Copy every line that holds "with".
--- START ---
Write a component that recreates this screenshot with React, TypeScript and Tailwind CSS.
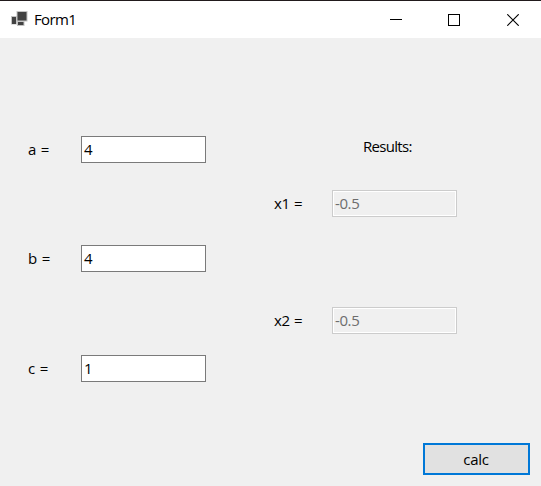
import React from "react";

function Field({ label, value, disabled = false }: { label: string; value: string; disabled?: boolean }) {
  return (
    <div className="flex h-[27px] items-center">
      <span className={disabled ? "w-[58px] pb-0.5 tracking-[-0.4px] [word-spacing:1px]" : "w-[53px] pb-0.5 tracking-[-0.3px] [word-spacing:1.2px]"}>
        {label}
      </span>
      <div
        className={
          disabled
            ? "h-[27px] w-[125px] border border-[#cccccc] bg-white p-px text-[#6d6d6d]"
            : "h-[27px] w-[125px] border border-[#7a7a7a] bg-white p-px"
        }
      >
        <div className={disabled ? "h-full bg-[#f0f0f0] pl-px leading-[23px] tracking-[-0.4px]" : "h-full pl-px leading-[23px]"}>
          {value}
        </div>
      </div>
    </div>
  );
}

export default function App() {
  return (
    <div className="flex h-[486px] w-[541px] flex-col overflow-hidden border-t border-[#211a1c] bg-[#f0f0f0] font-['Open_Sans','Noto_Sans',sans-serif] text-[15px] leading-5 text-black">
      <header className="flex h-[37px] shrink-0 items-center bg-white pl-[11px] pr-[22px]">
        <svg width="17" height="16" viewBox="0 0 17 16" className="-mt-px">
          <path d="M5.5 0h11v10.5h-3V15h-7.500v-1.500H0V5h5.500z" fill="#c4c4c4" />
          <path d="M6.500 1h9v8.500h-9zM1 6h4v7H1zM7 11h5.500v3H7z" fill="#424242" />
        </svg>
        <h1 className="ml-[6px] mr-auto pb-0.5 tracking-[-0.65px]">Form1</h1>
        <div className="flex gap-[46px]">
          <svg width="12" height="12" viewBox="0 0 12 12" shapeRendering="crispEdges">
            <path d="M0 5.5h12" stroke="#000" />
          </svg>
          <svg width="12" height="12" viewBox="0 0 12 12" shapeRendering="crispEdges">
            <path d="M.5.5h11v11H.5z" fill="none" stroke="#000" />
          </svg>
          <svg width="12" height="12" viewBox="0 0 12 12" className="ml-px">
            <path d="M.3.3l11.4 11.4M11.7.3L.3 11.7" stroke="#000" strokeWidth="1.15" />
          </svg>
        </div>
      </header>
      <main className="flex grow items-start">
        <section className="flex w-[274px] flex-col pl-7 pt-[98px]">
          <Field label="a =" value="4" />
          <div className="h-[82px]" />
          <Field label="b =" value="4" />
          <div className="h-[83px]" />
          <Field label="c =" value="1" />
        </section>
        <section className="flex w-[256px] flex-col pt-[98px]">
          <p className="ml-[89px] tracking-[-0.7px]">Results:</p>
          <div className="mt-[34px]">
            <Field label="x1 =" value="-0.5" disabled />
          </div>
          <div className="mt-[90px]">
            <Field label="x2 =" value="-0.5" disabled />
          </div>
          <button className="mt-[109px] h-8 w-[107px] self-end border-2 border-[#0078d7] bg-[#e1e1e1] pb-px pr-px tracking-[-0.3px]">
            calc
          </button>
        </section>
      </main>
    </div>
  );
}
--- END ---
--- START ---
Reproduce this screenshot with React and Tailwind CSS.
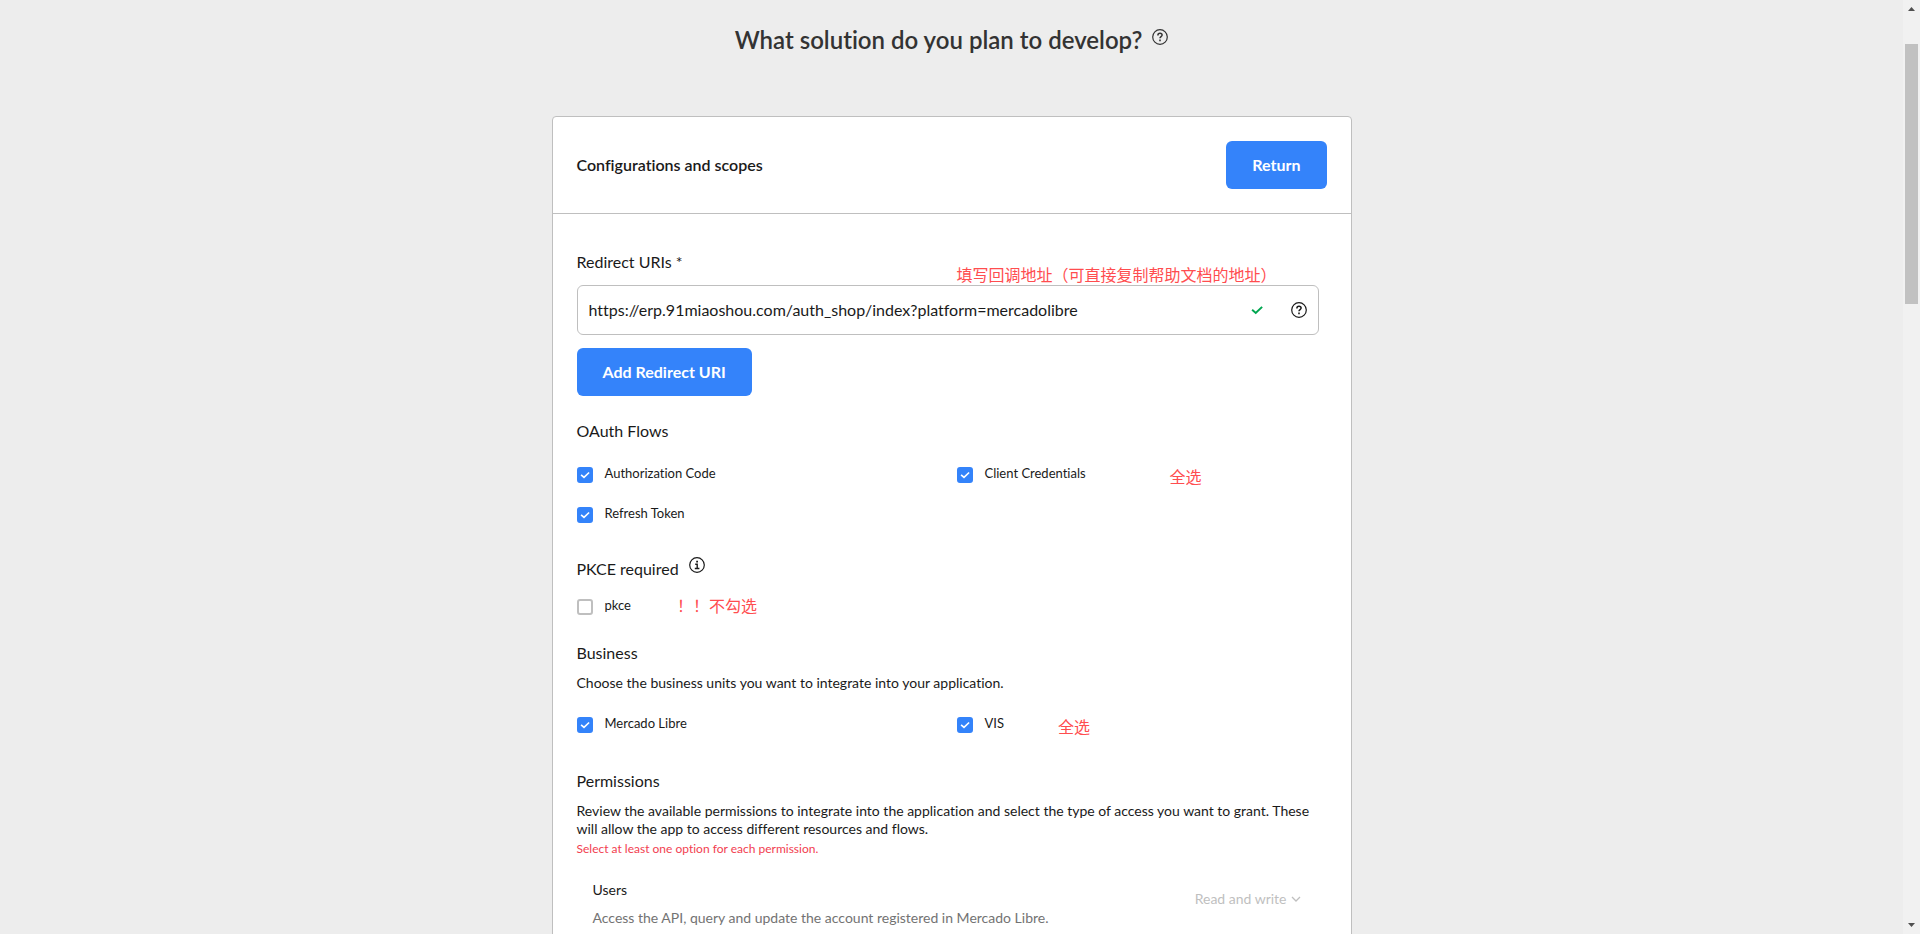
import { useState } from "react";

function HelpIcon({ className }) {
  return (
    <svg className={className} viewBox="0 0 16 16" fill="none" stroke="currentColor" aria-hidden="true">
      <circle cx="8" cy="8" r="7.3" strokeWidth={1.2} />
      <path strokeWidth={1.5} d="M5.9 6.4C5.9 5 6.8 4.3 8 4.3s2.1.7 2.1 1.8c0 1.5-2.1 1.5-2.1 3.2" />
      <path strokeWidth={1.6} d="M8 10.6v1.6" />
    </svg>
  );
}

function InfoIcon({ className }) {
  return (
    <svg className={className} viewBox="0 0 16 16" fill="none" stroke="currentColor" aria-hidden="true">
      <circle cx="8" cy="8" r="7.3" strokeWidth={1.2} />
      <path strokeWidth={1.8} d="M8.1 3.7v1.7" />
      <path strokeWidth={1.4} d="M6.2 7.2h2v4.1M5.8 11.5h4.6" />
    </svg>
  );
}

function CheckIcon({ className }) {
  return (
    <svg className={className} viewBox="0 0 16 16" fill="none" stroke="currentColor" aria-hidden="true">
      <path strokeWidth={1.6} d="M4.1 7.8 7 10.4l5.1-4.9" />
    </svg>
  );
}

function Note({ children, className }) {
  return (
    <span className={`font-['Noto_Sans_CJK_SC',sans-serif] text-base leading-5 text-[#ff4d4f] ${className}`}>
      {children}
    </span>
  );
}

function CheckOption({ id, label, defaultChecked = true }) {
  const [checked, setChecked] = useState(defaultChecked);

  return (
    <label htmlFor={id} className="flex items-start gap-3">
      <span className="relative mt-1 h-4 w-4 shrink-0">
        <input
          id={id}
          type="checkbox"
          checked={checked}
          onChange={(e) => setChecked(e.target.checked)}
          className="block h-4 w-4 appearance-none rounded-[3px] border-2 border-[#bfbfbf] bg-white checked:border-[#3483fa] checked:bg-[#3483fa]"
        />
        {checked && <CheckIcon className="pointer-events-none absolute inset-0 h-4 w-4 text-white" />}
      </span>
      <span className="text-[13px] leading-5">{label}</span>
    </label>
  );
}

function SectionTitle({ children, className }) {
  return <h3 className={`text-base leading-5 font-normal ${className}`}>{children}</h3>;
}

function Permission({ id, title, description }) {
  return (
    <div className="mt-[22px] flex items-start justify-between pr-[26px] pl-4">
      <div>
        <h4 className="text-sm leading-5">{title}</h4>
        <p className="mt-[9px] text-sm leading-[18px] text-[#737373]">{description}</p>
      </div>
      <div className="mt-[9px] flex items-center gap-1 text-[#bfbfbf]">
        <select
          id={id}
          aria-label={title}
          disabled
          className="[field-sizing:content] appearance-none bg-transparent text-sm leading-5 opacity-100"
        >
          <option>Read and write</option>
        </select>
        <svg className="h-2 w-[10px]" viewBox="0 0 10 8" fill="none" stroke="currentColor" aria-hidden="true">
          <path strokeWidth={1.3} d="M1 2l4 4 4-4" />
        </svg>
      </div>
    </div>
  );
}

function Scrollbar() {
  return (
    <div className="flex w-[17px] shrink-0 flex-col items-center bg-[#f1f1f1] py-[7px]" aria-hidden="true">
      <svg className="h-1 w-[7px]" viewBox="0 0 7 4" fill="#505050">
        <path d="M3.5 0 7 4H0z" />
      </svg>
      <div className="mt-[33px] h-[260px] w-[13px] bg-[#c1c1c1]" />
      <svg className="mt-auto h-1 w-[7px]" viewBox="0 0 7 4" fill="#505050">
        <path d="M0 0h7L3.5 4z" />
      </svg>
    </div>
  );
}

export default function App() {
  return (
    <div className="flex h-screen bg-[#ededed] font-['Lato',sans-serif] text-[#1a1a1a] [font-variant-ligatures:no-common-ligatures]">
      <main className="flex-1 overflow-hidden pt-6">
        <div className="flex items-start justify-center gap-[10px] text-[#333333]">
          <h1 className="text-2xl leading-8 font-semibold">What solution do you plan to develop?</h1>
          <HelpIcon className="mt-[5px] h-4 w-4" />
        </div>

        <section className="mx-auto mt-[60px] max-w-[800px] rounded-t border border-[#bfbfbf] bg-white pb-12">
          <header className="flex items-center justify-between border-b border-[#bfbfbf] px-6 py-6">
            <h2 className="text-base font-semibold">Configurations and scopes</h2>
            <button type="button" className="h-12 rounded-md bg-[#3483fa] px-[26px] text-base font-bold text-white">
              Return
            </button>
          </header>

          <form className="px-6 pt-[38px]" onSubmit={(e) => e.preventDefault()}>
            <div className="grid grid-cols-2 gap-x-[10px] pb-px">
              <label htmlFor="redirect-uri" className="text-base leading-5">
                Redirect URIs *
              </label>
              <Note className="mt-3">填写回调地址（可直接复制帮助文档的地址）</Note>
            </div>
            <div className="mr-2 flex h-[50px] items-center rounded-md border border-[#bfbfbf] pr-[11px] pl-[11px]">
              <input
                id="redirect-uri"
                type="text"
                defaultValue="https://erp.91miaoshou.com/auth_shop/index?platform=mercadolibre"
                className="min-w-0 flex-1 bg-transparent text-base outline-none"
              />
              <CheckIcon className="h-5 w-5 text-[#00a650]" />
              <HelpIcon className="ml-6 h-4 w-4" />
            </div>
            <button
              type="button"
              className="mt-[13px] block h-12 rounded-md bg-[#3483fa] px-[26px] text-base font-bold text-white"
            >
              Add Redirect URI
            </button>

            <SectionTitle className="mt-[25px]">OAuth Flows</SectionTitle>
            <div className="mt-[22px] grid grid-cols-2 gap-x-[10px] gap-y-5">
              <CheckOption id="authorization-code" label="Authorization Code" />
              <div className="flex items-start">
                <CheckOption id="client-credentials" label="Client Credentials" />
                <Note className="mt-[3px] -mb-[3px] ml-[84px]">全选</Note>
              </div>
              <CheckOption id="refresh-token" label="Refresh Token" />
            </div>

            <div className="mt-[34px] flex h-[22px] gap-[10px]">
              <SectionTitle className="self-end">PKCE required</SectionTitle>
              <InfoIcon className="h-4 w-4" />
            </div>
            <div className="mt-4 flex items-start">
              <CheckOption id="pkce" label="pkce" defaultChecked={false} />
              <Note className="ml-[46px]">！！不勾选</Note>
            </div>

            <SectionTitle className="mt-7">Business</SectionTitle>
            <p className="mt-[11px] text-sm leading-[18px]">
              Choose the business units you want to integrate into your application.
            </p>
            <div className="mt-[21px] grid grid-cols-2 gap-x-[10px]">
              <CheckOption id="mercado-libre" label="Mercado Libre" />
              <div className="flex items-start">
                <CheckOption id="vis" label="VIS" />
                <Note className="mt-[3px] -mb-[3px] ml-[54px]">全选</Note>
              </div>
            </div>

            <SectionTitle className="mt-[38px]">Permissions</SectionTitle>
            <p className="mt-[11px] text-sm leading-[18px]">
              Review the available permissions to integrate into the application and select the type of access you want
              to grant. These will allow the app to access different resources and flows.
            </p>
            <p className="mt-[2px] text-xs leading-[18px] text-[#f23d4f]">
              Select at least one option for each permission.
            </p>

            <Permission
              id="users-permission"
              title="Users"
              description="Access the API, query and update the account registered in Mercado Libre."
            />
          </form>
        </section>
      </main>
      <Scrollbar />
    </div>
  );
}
--- END ---
▸ Response below:
Write a component that recreates this screenshot with React, TypeScript and Tailwind CSS.
Reproduce this screenshot with React and Tailwind CSS.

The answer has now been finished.